**Problem description**
Repeat every line of the listing below exactly, minus the pictures.

START Listing

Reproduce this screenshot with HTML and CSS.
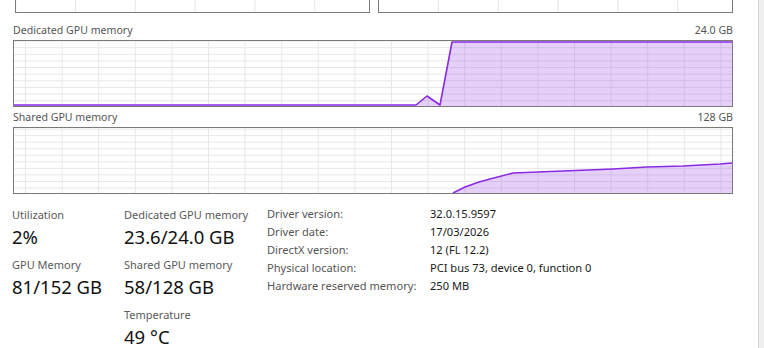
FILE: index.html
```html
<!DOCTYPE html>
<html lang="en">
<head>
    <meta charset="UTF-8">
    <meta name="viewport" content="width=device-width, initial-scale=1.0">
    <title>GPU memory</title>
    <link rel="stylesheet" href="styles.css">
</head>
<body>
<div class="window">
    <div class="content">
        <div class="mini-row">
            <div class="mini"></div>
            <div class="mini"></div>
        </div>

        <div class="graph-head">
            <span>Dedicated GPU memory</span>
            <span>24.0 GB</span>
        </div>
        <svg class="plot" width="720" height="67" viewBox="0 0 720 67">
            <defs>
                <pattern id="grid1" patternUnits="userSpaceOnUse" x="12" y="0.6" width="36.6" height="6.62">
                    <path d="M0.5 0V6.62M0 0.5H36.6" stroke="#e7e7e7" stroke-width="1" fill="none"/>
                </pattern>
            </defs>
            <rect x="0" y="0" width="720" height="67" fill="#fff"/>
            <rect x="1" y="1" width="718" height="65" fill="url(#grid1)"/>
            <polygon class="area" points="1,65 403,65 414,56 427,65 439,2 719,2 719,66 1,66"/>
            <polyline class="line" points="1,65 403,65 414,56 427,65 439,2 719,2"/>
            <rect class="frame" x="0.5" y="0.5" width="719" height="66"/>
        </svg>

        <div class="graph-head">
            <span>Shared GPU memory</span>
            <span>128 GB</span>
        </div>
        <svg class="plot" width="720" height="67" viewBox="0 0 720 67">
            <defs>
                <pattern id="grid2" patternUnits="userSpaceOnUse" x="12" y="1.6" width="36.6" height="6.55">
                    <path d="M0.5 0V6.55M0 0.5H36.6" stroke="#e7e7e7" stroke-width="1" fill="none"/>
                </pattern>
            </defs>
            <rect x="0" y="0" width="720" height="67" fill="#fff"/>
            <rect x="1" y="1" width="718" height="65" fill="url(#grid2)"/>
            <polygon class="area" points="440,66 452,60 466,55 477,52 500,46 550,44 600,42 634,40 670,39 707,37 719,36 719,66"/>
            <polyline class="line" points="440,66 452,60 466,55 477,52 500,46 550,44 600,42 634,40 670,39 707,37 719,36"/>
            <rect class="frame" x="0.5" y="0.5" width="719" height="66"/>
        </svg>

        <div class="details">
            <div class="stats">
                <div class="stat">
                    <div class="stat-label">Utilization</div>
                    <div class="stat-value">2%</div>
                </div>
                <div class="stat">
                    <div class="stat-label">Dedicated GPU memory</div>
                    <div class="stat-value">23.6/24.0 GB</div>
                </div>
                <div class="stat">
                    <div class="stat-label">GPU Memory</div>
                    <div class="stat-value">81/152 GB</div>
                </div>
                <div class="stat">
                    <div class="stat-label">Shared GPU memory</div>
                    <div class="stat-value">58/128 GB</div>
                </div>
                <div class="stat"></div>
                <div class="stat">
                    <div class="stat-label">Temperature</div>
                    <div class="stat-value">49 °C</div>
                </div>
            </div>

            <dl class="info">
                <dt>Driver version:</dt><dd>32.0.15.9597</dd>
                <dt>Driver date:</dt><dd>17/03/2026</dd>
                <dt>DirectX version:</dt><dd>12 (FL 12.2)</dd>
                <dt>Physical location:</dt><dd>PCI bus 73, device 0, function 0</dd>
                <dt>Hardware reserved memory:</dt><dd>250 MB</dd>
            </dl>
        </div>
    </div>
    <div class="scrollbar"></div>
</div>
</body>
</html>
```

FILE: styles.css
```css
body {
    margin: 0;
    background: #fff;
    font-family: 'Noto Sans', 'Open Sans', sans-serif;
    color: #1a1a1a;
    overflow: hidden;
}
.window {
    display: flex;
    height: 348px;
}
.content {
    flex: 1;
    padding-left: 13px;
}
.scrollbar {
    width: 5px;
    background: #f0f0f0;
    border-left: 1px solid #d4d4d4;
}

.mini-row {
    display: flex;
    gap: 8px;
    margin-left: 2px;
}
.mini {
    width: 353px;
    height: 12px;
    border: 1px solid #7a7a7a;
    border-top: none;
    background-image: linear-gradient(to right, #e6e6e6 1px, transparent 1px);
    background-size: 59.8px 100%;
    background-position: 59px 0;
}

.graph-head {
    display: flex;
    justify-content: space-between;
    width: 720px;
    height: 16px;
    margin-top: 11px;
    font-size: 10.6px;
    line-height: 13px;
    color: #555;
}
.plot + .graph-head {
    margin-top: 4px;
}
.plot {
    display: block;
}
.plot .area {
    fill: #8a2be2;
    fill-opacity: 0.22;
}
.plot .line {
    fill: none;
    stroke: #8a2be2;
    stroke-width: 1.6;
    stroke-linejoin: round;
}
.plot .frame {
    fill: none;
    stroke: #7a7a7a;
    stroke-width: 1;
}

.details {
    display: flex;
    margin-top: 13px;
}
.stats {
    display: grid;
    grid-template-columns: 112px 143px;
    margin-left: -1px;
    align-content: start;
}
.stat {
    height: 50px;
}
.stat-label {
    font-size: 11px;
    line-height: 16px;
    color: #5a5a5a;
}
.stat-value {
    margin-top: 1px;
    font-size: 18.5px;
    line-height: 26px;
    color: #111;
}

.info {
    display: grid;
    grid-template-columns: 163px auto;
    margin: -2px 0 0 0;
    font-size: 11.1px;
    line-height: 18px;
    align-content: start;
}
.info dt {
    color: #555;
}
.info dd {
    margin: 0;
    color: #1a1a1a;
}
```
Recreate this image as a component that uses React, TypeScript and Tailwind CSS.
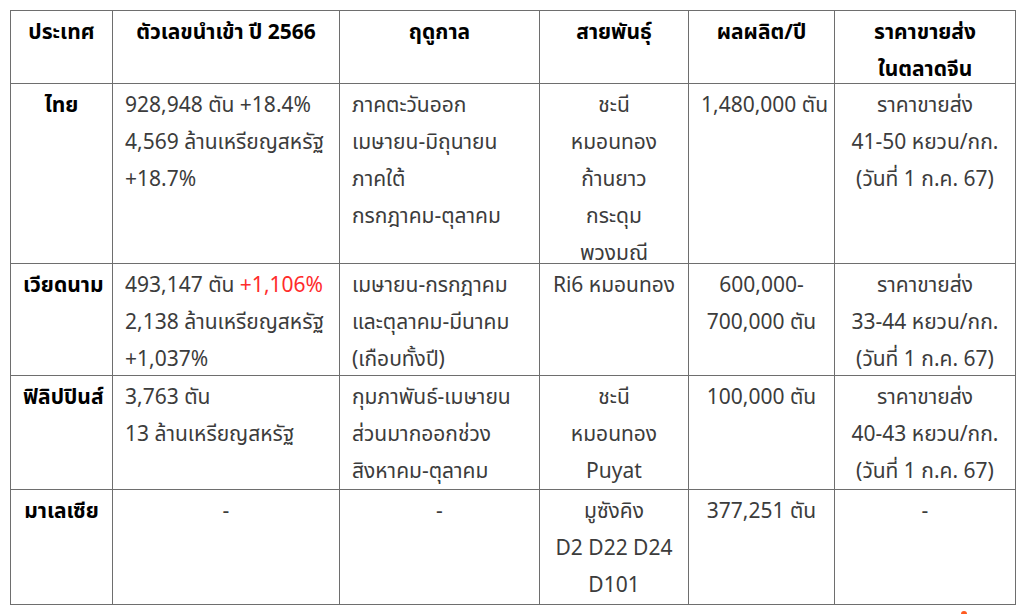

END Listing

**Completed task**
Reproduce this screenshot with HTML and CSS.
FILE: index.html
```html
<!DOCTYPE html>
<html lang="en">
<head>
    <meta charset="UTF-8">
    <meta name="viewport" content="width=device-width, initial-scale=1.0">
    <title>GPU memory</title>
    <link rel="stylesheet" href="styles.css">
</head>
<body>
<div class="window">
    <div class="content">
        <div class="mini-row">
            <div class="mini"></div>
            <div class="mini"></div>
        </div>

        <div class="graph-head">
            <span>Dedicated GPU memory</span>
            <span>24.0 GB</span>
        </div>
        <svg class="plot" width="720" height="67" viewBox="0 0 720 67">
            <defs>
                <pattern id="grid1" patternUnits="userSpaceOnUse" x="12" y="0.6" width="36.6" height="6.62">
                    <path d="M0.5 0V6.62M0 0.5H36.6" stroke="#e7e7e7" stroke-width="1" fill="none"/>
                </pattern>
            </defs>
            <rect x="0" y="0" width="720" height="67" fill="#fff"/>
            <rect x="1" y="1" width="718" height="65" fill="url(#grid1)"/>
            <polygon class="area" points="1,65 403,65 414,56 427,65 439,2 719,2 719,66 1,66"/>
            <polyline class="line" points="1,65 403,65 414,56 427,65 439,2 719,2"/>
            <rect class="frame" x="0.5" y="0.5" width="719" height="66"/>
        </svg>

        <div class="graph-head">
            <span>Shared GPU memory</span>
            <span>128 GB</span>
        </div>
        <svg class="plot" width="720" height="67" viewBox="0 0 720 67">
            <defs>
                <pattern id="grid2" patternUnits="userSpaceOnUse" x="12" y="1.6" width="36.6" height="6.55">
                    <path d="M0.5 0V6.55M0 0.5H36.6" stroke="#e7e7e7" stroke-width="1" fill="none"/>
                </pattern>
            </defs>
            <rect x="0" y="0" width="720" height="67" fill="#fff"/>
            <rect x="1" y="1" width="718" height="65" fill="url(#grid2)"/>
            <polygon class="area" points="440,66 452,60 466,55 477,52 500,46 550,44 600,42 634,40 670,39 707,37 719,36 719,66"/>
            <polyline class="line" points="440,66 452,60 466,55 477,52 500,46 550,44 600,42 634,40 670,39 707,37 719,36"/>
            <rect class="frame" x="0.5" y="0.5" width="719" height="66"/>
        </svg>

        <div class="details">
            <div class="stats">
                <div class="stat">
                    <div class="stat-label">Utilization</div>
                    <div class="stat-value">2%</div>
                </div>
                <div class="stat">
                    <div class="stat-label">Dedicated GPU memory</div>
                    <div class="stat-value">23.6/24.0 GB</div>
                </div>
                <div class="stat">
                    <div class="stat-label">GPU Memory</div>
                    <div class="stat-value">81/152 GB</div>
                </div>
                <div class="stat">
                    <div class="stat-label">Shared GPU memory</div>
                    <div class="stat-value">58/128 GB</div>
                </div>
                <div class="stat"></div>
                <div class="stat">
                    <div class="stat-label">Temperature</div>
                    <div class="stat-value">49 °C</div>
                </div>
            </div>

            <dl class="info">
                <dt>Driver version:</dt><dd>32.0.15.9597</dd>
                <dt>Driver date:</dt><dd>17/03/2026</dd>
                <dt>DirectX version:</dt><dd>12 (FL 12.2)</dd>
                <dt>Physical location:</dt><dd>PCI bus 73, device 0, function 0</dd>
                <dt>Hardware reserved memory:</dt><dd>250 MB</dd>
            </dl>
        </div>
    </div>
    <div class="scrollbar"></div>
</div>
</body>
</html>
```

FILE: styles.css
```css
body {
    margin: 0;
    background: #fff;
    font-family: 'Noto Sans', 'Open Sans', sans-serif;
    color: #1a1a1a;
    overflow: hidden;
}
.window {
    display: flex;
    height: 348px;
}
.content {
    flex: 1;
    padding-left: 13px;
}
.scrollbar {
    width: 5px;
    background: #f0f0f0;
    border-left: 1px solid #d4d4d4;
}

.mini-row {
    display: flex;
    gap: 8px;
    margin-left: 2px;
}
.mini {
    width: 353px;
    height: 12px;
    border: 1px solid #7a7a7a;
    border-top: none;
    background-image: linear-gradient(to right, #e6e6e6 1px, transparent 1px);
    background-size: 59.8px 100%;
    background-position: 59px 0;
}

.graph-head {
    display: flex;
    justify-content: space-between;
    width: 720px;
    height: 16px;
    margin-top: 11px;
    font-size: 10.6px;
    line-height: 13px;
    color: #555;
}
.plot + .graph-head {
    margin-top: 4px;
}
.plot {
    display: block;
}
.plot .area {
    fill: #8a2be2;
    fill-opacity: 0.22;
}
.plot .line {
    fill: none;
    stroke: #8a2be2;
    stroke-width: 1.6;
    stroke-linejoin: round;
}
.plot .frame {
    fill: none;
    stroke: #7a7a7a;
    stroke-width: 1;
}

.details {
    display: flex;
    margin-top: 13px;
}
.stats {
    display: grid;
    grid-template-columns: 112px 143px;
    margin-left: -1px;
    align-content: start;
}
.stat {
    height: 50px;
}
.stat-label {
    font-size: 11px;
    line-height: 16px;
    color: #5a5a5a;
}
.stat-value {
    margin-top: 1px;
    font-size: 18.5px;
    line-height: 26px;
    color: #111;
}

.info {
    display: grid;
    grid-template-columns: 163px auto;
    margin: -2px 0 0 0;
    font-size: 11.1px;
    line-height: 18px;
    align-content: start;
}
.info dt {
    color: #555;
}
.info dd {
    margin: 0;
    color: #1a1a1a;
}
```
Recreate this image as a component that uses React, TypeScript and Tailwind CSS.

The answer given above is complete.